Short-term economic outlook: The trough for the recession was probably the second half of October and the economy has slightly improved since, even if not yet noticeable by economists (they won't have a handle on November until January). As December and January progress we will gradually start to see more incremental signs that the economy is beginning to recover. Not a large improvement, but at least the trend will not be downward. Some indicators will continue to decline, even as others begin to stabilize and some even begin rising. But, October and the first half of November were probably bad enough that Q4 will "print" as a decline in GDP. Employment will continue to fall until GDP finally breaks above the rate of productivity growth, probably late in Q1 of 2002. The manufacturing sector won't trend up from a trough until sometime in Q1.

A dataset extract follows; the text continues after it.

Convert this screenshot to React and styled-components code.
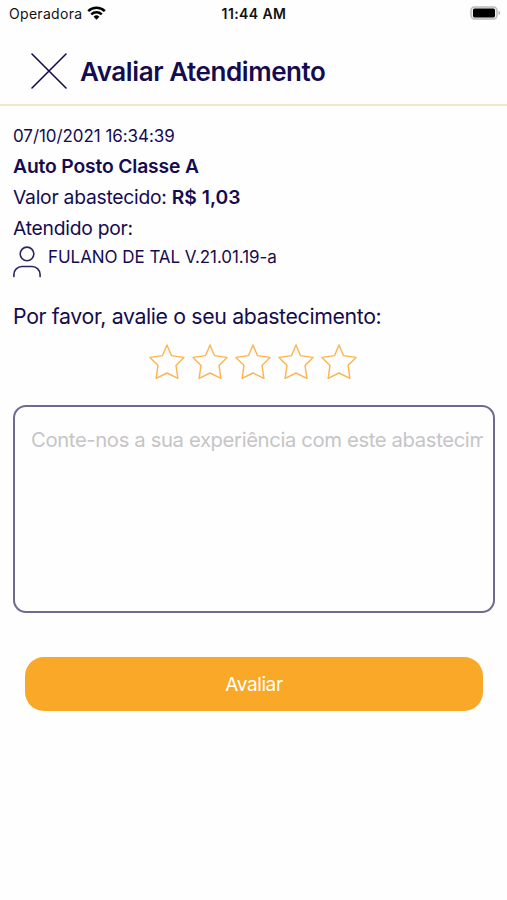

My tech stock "safe" signal is still stuck at 0.0 since none of the major tech companies is yet publicly claiming that they have evidence (other than "hope" or "hints") that their business has started to accelerate out of the tech downturn. My "safe" signal requires at least 20% or 1 out of 5 of the top 25 tech companies to signal acceleration. Expect at least two quarters to elapse from the time of the first indications of an upturn and the return of solid growth. The theory is that the stock market should begin a sustainable rally six months in advance of the return of strong growth. Despite recent events, I continue to peg Q2 (May or June) of 2002 as the timeframe for the return of relatively strong growth for the bulk of the tech sector.